## Begin
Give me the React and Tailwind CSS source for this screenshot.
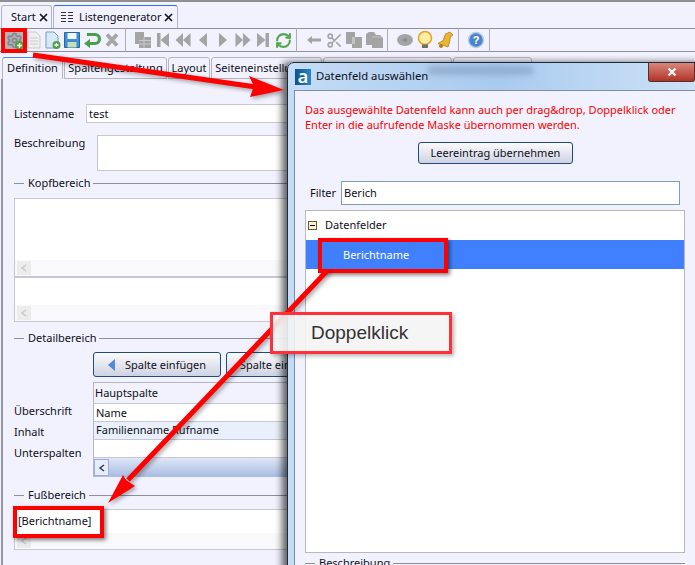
import { RefreshCw, Settings, Scissors } from 'lucide-react';

const font = { fontFamily: '"Noto Sans", Tahoma, sans-serif' };

function Sep() {
  return <div className="ml-[3px] mr-[7px] h-[24px] w-px shrink-0 bg-[#a9abb8]" />;
}

function Ico({ children }) {
  return (
    <svg viewBox="0 0 20 20" className="h-[20px] w-[20px] shrink-0">
      {children}
    </svg>
  );
}

const G = '#a4a4a4';

function CloseX() {
  return (
    <svg viewBox="0 0 9 9" className="h-[9px] w-[9px] shrink-0">
      <path d="M1 1l7 7M8 1L1 8" stroke="#15151c" strokeWidth="1.700" />
    </svg>
  );
}

function Toolbar() {
  return (
    <div className="flex h-[23px] items-center border-b border-[#8d8f9c] pl-[4px]">
      <div className="relative flex h-[20px] w-[20px] shrink-0 items-center justify-center bg-[#b4b4b8]">
        <Settings size={17} strokeWidth={2.6} color="#85888c" />
        <svg viewBox="0 0 9 9" className="absolute bottom-0 right-0 h-[9px] w-[9px]">
          <circle cx="4.500" cy="4.500" r="4.500" fill="#4aa43f" />
          <path d="M2 4.500h5M4.500 2v5" stroke="#fff" strokeWidth="1.400" />
        </svg>
      </div>
      <Ico>
        <path d="M4 2h8l4 4v12H4z" fill="#efefef" stroke="#c9c9c9" />
        <path d="M6 8h8M6 11h8M6 14h8" stroke="#cbcbcb" />
      </Ico>
      <div className="-ml-[2px]">
        <Ico>
          <path d="M4 2h8l4 4v12H4z" fill="#d9e8f8" stroke="#6f9fcf" />
          <circle cx="14.500" cy="15" r="4" fill="#4aa43f" />
          <path d="M12.500 15h4M14.500 13v4" stroke="#fff" strokeWidth="1.300" />
        </Ico>
      </div>
      <Ico>
        <path d="M2.500 2.500h15v15h-15z" fill="#3f8fd6" stroke="#2468a8" />
        <path d="M5.500 3h9v6h-9z" fill="#f3f7fb" />
        <path d="M5.500 12h9v5.500h-9z" fill="#bfe0b8" />
      </Ico>
      <Ico>
        <path d="M5 4.500h8a4.500 4.500 0 0 1 0 9H6" fill="none" stroke="#46a04a" strokeWidth="3.200" />
        <path d="M8 9v9l-6-4.500z" fill="#46a04a" />
      </Ico>
      <Ico>
        <path d="M5 4.500l10 11M15 4.500L5 15.500" stroke="#a6a6a6" strokeWidth="3.800" />
      </Ico>
      <Sep />
      <Ico>
        <path d="M2 2h9v5h7v11H6v-4H2z" fill={G} />
        <path d="M6 10.500h12M6 14h12M11 7v11" stroke="#c9c9c9" />
      </Ico>
      <Ico>
        <path d="M4 3h3.500v14H4zM16 3v14l-8.500-7z" fill={G} />
      </Ico>
      <Ico>
        <path d="M10 3v14l-7.500-7zM17.500 3v14L10 10z" fill={G} />
      </Ico>
      <Ico>
        <path d="M14 3v14l-8-7z" fill={G} />
      </Ico>
      <Ico>
        <path d="M6 3v14l8-7z" fill={G} />
      </Ico>
      <Ico>
        <path d="M2.500 3v14l7.500-7zM10 3v14l7.500-7z" fill={G} />
      </Ico>
      <Ico>
        <path d="M4 3v14l8.500-7zM12.500 3H16v14h-3.500z" fill={G} />
      </Ico>
      <div className="flex h-[20px] w-[20px] shrink-0 items-center justify-center">
        <RefreshCw size={17} strokeWidth={3} color="#55a84d" />
      </div>
      <Sep />
      <Ico>
        <path d="M3 10l5-4v2.500h9v3H8V14z" fill={G} />
      </Ico>
      <div className="flex h-[20px] w-[20px] shrink-0 items-center justify-center">
        <Scissors size={17} strokeWidth={2.2} color={G} />
      </div>
      <Ico>
        <path d="M2 2h9v5h7v11H8v-4H2z" fill={G} />
        <path d="M8 7h3v7H8z" fill="#c4c4c4" />
      </Ico>
      <Ico>
        <path d="M2 4l3-2h5l2 3h4l3 3v10H8v-3H2z" fill={G} />
        <path d="M8 7h10" stroke="#c4c4c4" />
      </Ico>
      <Sep />
      <Ico>
        <ellipse cx="10" cy="10" rx="8" ry="6" fill={G} />
        <ellipse cx="10" cy="10" rx="2.500" ry="1.800" fill="#8c8c8c" />
      </Ico>
      <Ico>
        <circle cx="10" cy="8" r="6.500" fill="#fdeea0" stroke="#e0a52e" strokeWidth="1.500" />
        <path d="M7 14.500h6v3.500H7z" fill="#6d6d6d" />
      </Ico>
      <Ico>
        <path d="M15 2l3 3-2.500 1.500-1 6-1.500 4.500-10-3.500 5-3 2.500-6.500z" fill="#e8b535" stroke="#b87f18" strokeWidth=".8" />
        <circle cx="6" cy="16" r="2" fill="#b87f18" />
      </Ico>
      <Sep />
      <Ico>
        <circle cx="10" cy="10" r="7.500" fill="#4c86c8" stroke="#b4cde9" strokeWidth="1.500" />
        <text x="10" y="14" textAnchor="middle" fontSize="11" fontWeight="700" fill="#fff" fontFamily="Liberation Sans">?</text>
      </Ico>
      <Sep />
    </div>
  );
}

function Legend({ title }) {
  return (
    <div className="flex h-[14px] items-center gap-[3px] text-[11px] leading-[14px] text-[#10101a]">
      <div className="h-px w-[10px] bg-[#8d8f9c]" />
      <span className="ml-[1px]">{title}</span>
      <div className="h-px flex-1 bg-[#8d8f9c]" />
    </div>
  );
}

function TabHead({ children, active, w }) {
  return (
    <div
      className={`flex h-[22px] shrink-0 justify-center overflow-hidden rounded-t-[3px] border border-[#b4b6c4] text-[11px] ${active ? 'items-start border-b-0 border-t-[#4d8ad8] pt-[2px]' : 'items-center whitespace-nowrap'}`}
      style={{ width: w }}
    >
      {children}
    </div>
  );
}

function HScroll({ right = true }) {
  return (
    <div className="flex h-[16px] items-center justify-between bg-[#f9f9fb] px-[2px]">
      <div className="flex h-[14px] w-[14px] items-center justify-center bg-[#ececec]">
        <svg viewBox="0 0 8 8" className="h-[8px] w-[8px]"><path d="M6 1L2 4l4 3" fill="none" stroke="#c8c8c8" strokeWidth="1.500" /></svg>
      </div>
      {right && (
        <div className="flex h-[14px] w-[14px] items-center justify-center bg-[#ececec]">
          <svg viewBox="0 0 8 8" className="h-[8px] w-[8px]"><path d="M2 1l4 3-4 3" fill="none" stroke="#c8c8c8" strokeWidth="1.500" /></svg>
        </div>
      )}
    </div>
  );
}

function Btn({ children, className = '' }) {
  return (
    <div className={`flex items-center rounded-[3px] border border-[#1f4b80] bg-gradient-to-b from-[#fbfbfe] to-[#cfd2e2] text-[11px] ${className}`}>
      {children}
    </div>
  );
}

function DefinitionForm() {
  return (
    <div className="ml-[1px] h-[486px] border-l-2 border-[#9496a3] pl-[11px] text-[11px] text-[#10101a]">
      <div className="flex items-center pt-[25px]">
        <span className="w-[72px] pt-px">Listenname</span>
        <div className="flex h-[19px] w-[400px] items-center border border-[#c6c8d6] bg-white pl-[2px] pt-px">test</div>
      </div>
      <div className="mt-[12px] flex">
        <span className="w-[83px]">Beschreibung</span>
        <div className="h-[36px] w-[400px] border border-[#c6c8d6] bg-white" />
      </div>
      <div className="mt-[5px] w-[420px]"><Legend title="Kopfbereich" /></div>
      <div className="mt-[8px] w-[420px] border border-[#c6c8d6] bg-white">
        <div className="h-[61px]" />
        <HScroll />
        <div className="h-[2px] bg-[#c6c8d6]" />
        <div className="h-[27px]" />
        <HScroll right={false} />
      </div>
      <div className="mt-[9px] w-[420px]"><Legend title="Detailbereich" /></div>
      <div className="mt-[7px] flex gap-[5px] pl-[79px]">
        <Btn className="h-[25px] w-[128px] justify-center gap-[9px]">
          <svg viewBox="0 0 8 12" className="h-[12px] w-[8px]"><path d="M7 0v12L0 6z" fill="#4d8ad8" /></svg>
          <span className="pt-px">Spalte einfügen</span>
        </Btn>
        <Btn className="h-[25px] w-[128px] pl-[13px]"><span className="pt-px">Spalte einfügen</span></Btn>
      </div>
      <div className="mt-[5px] flex">
        <div className="w-[79px] pt-[18px] leading-[21px]">
          <div>Überschrift</div>
          <div>Inhalt</div>
          <div>Unterspalten</div>
        </div>
        <div className="w-[300px] border-l border-t border-[#b4b6c4]">
          <div className="flex h-[20px] items-center pl-px pt-px">Hauptspalte</div>
          <div className="flex h-[18px] items-center border-t border-[#c6c8d6] bg-white pl-[2px] pt-px">Name</div>
          <div className="flex h-[18px] items-center border-t border-[#c6c8d6] bg-[#e9f0fb] pl-[2px]">Familienname Rufname</div>
          <div className="h-[19px] border-y border-[#c6c8d6] bg-white" />
          <div className="flex h-[19px] items-center bg-gradient-to-b from-[#dfe7f7] to-[#a9bbe0]">
            <div className="flex h-[17px] w-[15px] items-center justify-center border border-[#9db0d4] bg-[#e6ecf8]">
              <svg viewBox="0 0 8 8" className="h-[8px] w-[8px]"><path d="M6 1L2 4l4 3" fill="none" stroke="#2a3d66" strokeWidth="1.500" /></svg>
            </div>
          </div>
        </div>
      </div>
      <div className="mt-[11px] w-[420px]"><Legend title="Fußbereich" /></div>
      <div className="mt-[7px] w-[420px] border border-[#c6c8d6] bg-white">
        <div className="flex h-[23px] items-center pl-[3px]">[Berichtname]</div>
        <HScroll />
      </div>
    </div>
  );
}

function Dialog() {
  return (
    <div className="absolute left-[287px] top-[62px] h-[520px] w-[420px] overflow-hidden rounded-t-[7px] border border-[#1f2a38] bg-gradient-to-r from-[#c4dcf6] via-[#a9cbef] to-[#cfe2f7] text-[11px] text-[#10101a] shadow-[-5px_0_7px_rgba(0,0,0,0.6)]">
      <div className="absolute left-[140px] top-[3px] h-[9px] w-[105px] bg-[#7f97b8]/60 blur-[3px]" />
      <div className="relative flex h-[27px] items-center pl-[7px]">
        <div className="flex h-[16px] w-[16px] items-center justify-center bg-gradient-to-r from-[#0f4f94] to-[#2a86cc] pb-[2px] text-[18px] font-semibold leading-none text-white">a</div>
        <span className="ml-[5px] text-[11.300px]">Datenfeld auswählen</span>
      </div>
      <div className="absolute right-[11px] top-0 flex h-[19px] w-[47px] items-center justify-center rounded-b-[3px] border border-t-0 border-[#5b2b28] bg-gradient-to-b from-[#d9857a] to-[#b03228]">
        <svg viewBox="0 0 10 10" className="h-[10px] w-[10px]"><path d="M1.500 1.500l7 7M8.500 1.500l-7 7" stroke="#f2f2f2" strokeWidth="2.400" /></svg>
      </div>
      <div className="ml-[6px] h-full border-l border-t border-[#7d8fa6] bg-[#f1f2fd] pl-[10px]">
        <div className="pt-[11px] leading-[15px] text-[#ff0000]">
          <div>Das ausgewählte Datenfeld kann auch per drag&amp;drop, Doppelklick oder</div>
          <div>Enter in die aufrufende Maske übernommen werden.</div>
        </div>
        <div className="mt-[10px] flex w-[381px] justify-center">
          <Btn className="h-[22px] w-[155px] justify-center">Leereintrag übernehmen</Btn>
        </div>
        <div className="mt-[17px] flex items-center pl-[5px]">
          <span className="w-[31px]">Filter</span>
          <div className="flex h-[24px] w-[339px] items-center border border-[#7e9dbd] bg-white pl-[2px]">Berich</div>
        </div>
        <div className="mt-[5px] h-[343px] w-[380px] border border-[#b8b8bc] bg-white">
          <div className="flex h-[29px] items-center pl-[2px]">
            <div className="flex h-[9px] w-[9px] items-center justify-center border border-[#6b5a2a] bg-[#f8f4dc]">
              <div className="h-px w-[5px] bg-black" />
            </div>
            <span className="ml-[8px]">Datenfelder</span>
          </div>
          <div className="flex h-[29px] items-center bg-[#4080ff] pl-[37px] pt-px text-white">Berichtname</div>
        </div>
        <div className="mt-[3px] w-[380px]">
          <Legend title="Beschreibung" />
        </div>
      </div>
    </div>
  );
}

function Annotations() {
  return (
    <>
      <div className="absolute left-[1px] top-[28px] h-[25px] w-[26px] border-[4px] border-[#ff0000]" />
      <div className="absolute left-[13px] top-[506px] h-[32px] w-[91px] border-[4px] border-[#ff0000] shadow-[2px_2px_4px_rgba(0,0,0,0.5)]" />
      <div className="absolute left-[318px] top-[238px] h-[35px] w-[130px] border-[4px] border-[#ff0000] shadow-[2px_2px_4px_rgba(0,0,0,0.5)]" />
      <svg className="pointer-events-none absolute left-0 top-0 drop-shadow-[2px_2px_2px_rgba(0,0,0,0.35)]" width="695" height="565">
        <path d="M33 55L256 87" stroke="#ff0000" strokeWidth="5" />
        <path d="M284 90L249 76l5 10-4 11z" fill="#ff0000" />
        <path d="M328 270L128 480" stroke="#ff0000" strokeWidth="5" />
        <path d="M108 503l15-28 3 5 9 6z" fill="#ff0000" />
      </svg>
      <div className="absolute left-[270px] top-[312px] flex h-[42px] w-[182px] items-center border-[3px] border-[#ff3038] bg-[#f4f4f4]/90 pl-[38px] text-[19px] text-[#333] shadow-[2px_2px_4px_rgba(0,0,0,0.3)]" style={{ fontFamily: '"Liberation Sans", Arial, sans-serif' }}>
        Doppelklick
      </div>
    </>
  );
}

export default function App() {
  return (
    <div className="relative h-[565px] w-[695px] overflow-hidden bg-[#f1f2fd] text-[#10101a]" style={font}>
      <div className="h-[2px] bg-[#8f8f93]" />
      <div className="flex h-[27px] items-end gap-[1px] border-b border-[#8d8f9c] pl-[1px]">
        <div className="flex h-[23px] w-[51px] items-center rounded-t-[3px] border border-b-0 border-[#b4b6c4] pl-[9px] text-[11px]">
          Start
          <span className="ml-[3px]"><CloseX /></span>
        </div>
        <div className="flex h-[23px] w-[125px] items-center rounded-t-[3px] border border-b-0 border-[#b4b6c4] border-t-[#2f6fd0] pl-[7px] text-[11px]">
          <svg viewBox="0 0 12 10" className="mr-[6px] h-[10px] w-[12px] shrink-0"><path d="M0 .5h5M7 .5h5M0 3.500h5M7 3.500h5M0 6.500h5M7 6.500h5M0 9.500h5M7 9.500h5" stroke="#333" /></svg>
          Listengenerator
          <span className="ml-[3px]"><CloseX /></span>
        </div>
      </div>
      <Toolbar />
      <div className="flex gap-[1px] pl-[2px] pt-[5px] text-[#10101a]">
        <TabHead w={61} active>Definition</TabHead>
        <TabHead w={103}>Spaltengestaltung</TabHead>
        <TabHead w={42}>Layout</TabHead>
        <TabHead w={111}>Seiteneinstellungen</TabHead>
        <TabHead w={129} />
        <TabHead w={79} />
      </div>
      <DefinitionForm />
      <Dialog />
      <Annotations />
    </div>
  );
}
## End
[The task] Return exactly what appears from the opening line of the material through the line with "const G = '#a4a4a4';", apart from the pictures.

[Response for this exercise]
Give me the React and Tailwind CSS source for this screenshot.
import { RefreshCw, Settings, Scissors } from 'lucide-react';

const font = { fontFamily: '"Noto Sans", Tahoma, sans-serif' };

function Sep() {
  return <div className="ml-[3px] mr-[7px] h-[24px] w-px shrink-0 bg-[#a9abb8]" />;
}

function Ico({ children }) {
  return (
    <svg viewBox="0 0 20 20" className="h-[20px] w-[20px] shrink-0">
      {children}
    </svg>
  );
}

const G = '#a4a4a4';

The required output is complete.